Playing the Indian Card

Friday, March 07, 2025

Love and Politics

 

The rich man and Lazarus


 “Love is political,” asserts friend Xerxes.

This is a typical thing you hear on the left. On the left, everything is political; for politics is their religion.

Politics is just what love is not, and love is just what politics is not. 

Politics: “The art or science of government or governing.” (Webster’s New World)

For better or for worse, governing means controlling people. Telling them what to do.

So, love is the art of telling people what to do?

Try that in a marriage.

In terms of dealing with the poor, the insane, the most vulnerable, on your doorstep, politics and leaving it to government is too often an alibi to avoid helping. “Are there not poorhouses?” You argue that those richer than you should be made to give them something.

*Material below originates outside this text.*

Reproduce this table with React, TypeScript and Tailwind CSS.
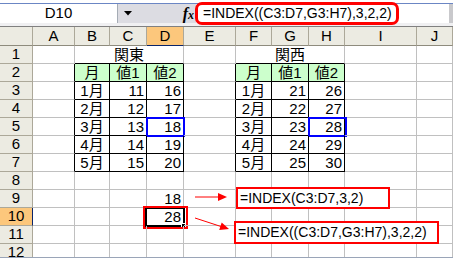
import type { ReactNode } from 'react'

const COLS = ['A', 'B', 'C', 'D', 'E', 'F', 'G', 'H', 'I', 'J']

// B..D = 関東, F..H = 関西  (row -> [月, 値1, 値2])
const kanto: Record<number, string[]> = {
  2: ['月', '値1', '値2'],
  3: ['1月', '11', '16'],
  4: ['2月', '12', '17'],
  5: ['3月', '13', '18'],
  6: ['4月', '14', '19'],
  7: ['5月', '15', '20'],
}
const kansai: Record<number, string[]> = {
  2: ['月', '値1', '値2'],
  3: ['1月', '21', '26'],
  4: ['2月', '22', '27'],
  5: ['3月', '23', '28'],
  6: ['4月', '24', '29'],
  7: ['5月', '25', '30'],
}

const inTable = (r: number, c: number) =>
  r >= 2 && r <= 7 && ((c >= 1 && c <= 3) || (c >= 5 && c <= 7))

function BlueBox() {
  return <div className="absolute left-[-1px] top-[-1px] w-[39px] h-[20px] border-2 border-[#0000ff]" />
}

function ActiveCell() {
  return (
    <>
      <div className="absolute left-[-2px] top-[-1px] w-[40px] h-[20px] border-2 border-black" />
      <div className="absolute right-[-3px] bottom-[-3px] w-[5px] h-[5px] bg-black border border-white" />
      <div className="absolute left-[-4px] top-[-2px] w-[45px] h-[23px] border-2 border-[#ff0000]" />
    </>
  )
}

function Cell({
  r,
  c,
  text,
  align = 'right',
  span,
  green,
  children,
}: {
  r: number
  c: number
  text?: string
  align?: 'left' | 'center' | 'right'
  span?: boolean
  green?: boolean
  children?: ReactNode
}) {
  const lastCol = span ? c + 2 : c
  const rightBlack = inTable(r, lastCol) || inTable(r, lastCol + 1)
  const bottomBlack = inTable(r, c) || inTable(r + 1, c)
  return (
    <div
      className={[
        'relative h-[18px] border-r border-b leading-[17px] text-[15px] whitespace-nowrap',
        rightBlack ? 'border-r-black' : 'border-r-[#c0c0c0]',
        bottomBlack ? 'border-b-black' : 'border-b-[#c0c0c0]',
        span ? 'col-span-3' : '',
        green ? 'bg-[#ccffcc]' : '',
        align === 'center' ? 'text-center' : align === 'right' ? 'text-right pr-[2px]' : 'pl-[2px]',
      ].join(' ')}
    >
      {text}
      {children}
    </div>
  )
}

function Row({ r }: { r: number }) {
  const cells: ReactNode[] = []
  cells.push(
    <div
      key="h"
      className={
        r === 10
          ? 'h-[18px] bg-[#fcc77c] border-r border-b border-r-[#0a246a] border-b-[#aca899] text-center leading-[16px] text-[15px]'
          : 'h-[18px] bg-[#ecebe2] border-r border-b border-r-[#aca899] border-b-[#aca899] text-center leading-[16px] text-[15px]'
      }
    >
      {r}
    </div>
  )
  for (let c = 0; c < COLS.length; c++) {
    if (r === 1 && (c === 2 || c === 3 || c === 6 || c === 7)) continue
    if (r === 1 && c === 1) {
      cells.push(<Cell key={c} r={r} c={c} span text="関東" align="center" />)
      continue
    }
    if (r === 1 && c === 5) {
      cells.push(<Cell key={c} r={r} c={c} span text="関西" align="center" />)
      continue
    }
    const data = c >= 1 && c <= 3 ? kanto[r] : c >= 5 && c <= 7 ? kansai[r] : undefined
    const idx = c >= 5 ? c - 5 : c - 1
    let text = data ? data[idx] : undefined
    let align: 'center' | 'right' = r === 2 || idx === 0 ? 'center' : 'right'
    if (c === 3 && r === 9) text = '18'
    if (c === 3 && r === 10) text = '28'
    if (!data) align = 'right'
    cells.push(
      <Cell key={c} r={r} c={c} text={text} align={align} green={r === 2 && !!data}>
        {r === 5 && (c === 3 || c === 7) && <BlueBox />}
        {r === 10 && c === 3 && <ActiveCell />}
      </Cell>
    )
  }
  return <>{cells}</>
}

export default function App() {
  return (
    <div className="relative w-[453px] h-[258px] overflow-hidden bg-white border-b border-[#9aa5b8] font-['Liberation_Sans','Noto_Sans_CJK_JP',sans-serif] text-black">
      {/* formula bar */}
      <div className="h-[24px] border-b border-[#808080] bg-[#f0f0f2]">
        <div className="mt-[3px] h-[20px] border-t border-[#6b86c4] flex">
          <div className="w-[118px] bg-white border-r border-[#a5acb5] flex items-center justify-center text-[15px]">
            D10
          </div>
          <div className="w-[78px] bg-[#dcdce2] flex items-center">
            <svg width="8" height="5" viewBox="0 0 8 5" className="ml-[6px]">
              <polygon points="0,0 8,0 4,4.5" fill="#000" />
            </svg>
            <span className="ml-auto mr-[2px] font-['Liberation_Serif',serif] italic font-bold text-[16px] leading-none">
              f<span className="text-[12px]">x</span>
            </span>
          </div>
          <div className="flex-1 bg-white flex items-center pl-[7px] text-[14px] whitespace-nowrap">
            =INDEX((C3:D7,G3:H7),3,2,2)
          </div>
          <div className="w-[4px] bg-[#c9c9cc]" />
        </div>
      </div>

      {/* sheet */}
      <div className="grid grid-cols-[33px_42px_35px_37px_37px_52px_36px_37px_36px_72px_1fr]">
        <div className="h-[19px] bg-[#ecebe2] border-r border-b border-r-[#aca899] border-b-[#8e8b7d]" />
        {COLS.map((l) => (
          <div
            key={l}
            className={
              l === 'D'
                ? 'h-[19px] bg-[#fcc77c] border-r border-b border-r-[#aca899] border-b-[#0a246a] text-center text-[15px] leading-[18px]'
                : 'h-[19px] bg-[#ecebe2] border-r border-b border-r-[#aca899] border-b-[#8e8b7d] text-center text-[15px] leading-[18px]'
            }
          >
            {l}
          </div>
        ))}
        {Array.from({ length: 12 }, (_, i) => (
          <Row key={i} r={i + 1} />
        ))}
      </div>

      {/* annotations */}
      <div className="absolute left-[195px] top-[2px] w-[204px] h-[23px] border-[3px] border-[#ff0000] rounded-[7px]" />

      <svg className="absolute left-0 top-0" width="453" height="258">
        <line x1="195" y1="197" x2="220" y2="197" stroke="#ff0000" strokeWidth="1" />
        <polygon points="218,193 227,197 218,201" fill="#ff0000" />
        <line x1="195" y1="218" x2="221" y2="226.5" stroke="#ff0000" strokeWidth="1" />
        <polygon points="221.7,222.4 229,229 219.2,230" fill="#ff0000" />
      </svg>

      <div className="absolute left-[236px] top-[187px] w-[154px] h-[22px] border-2 border-[#ff0000] bg-white pl-[2px] text-[14px] leading-[18px] whitespace-nowrap">
        =INDEX(C3:D7,3,2)
      </div>
      <div className="absolute left-[234px] top-[221px] w-[205px] h-[23px] border-2 border-[#ff0000] bg-white pl-[2px] text-[14px] leading-[19px] whitespace-nowrap">
        =INDEX((C3:D7,G3:H7),3,2,2)
      </div>
    </div>
  )
}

Always someone richer than you. There is no love in that. There is contempt for both those poorer and those richer.

We cannot leave charity, caritas, to government, for government is as incapable of love as a flywheel. It is a system in which no one bears personal responsibility. We have surely learned we need be wary of such institutions as old folks’ homes, mental hospitals, orphanages, and residential schools. Some bureaucrat who does not know us, working to the clock, will probably not love us, and will not care.

Indeed, it is generally the lack of love, not of money, that leads people to poverty, or addiction, or mental illness, or orphanhood, or a lonely old age.

We need to stop doing politics and start loving one another.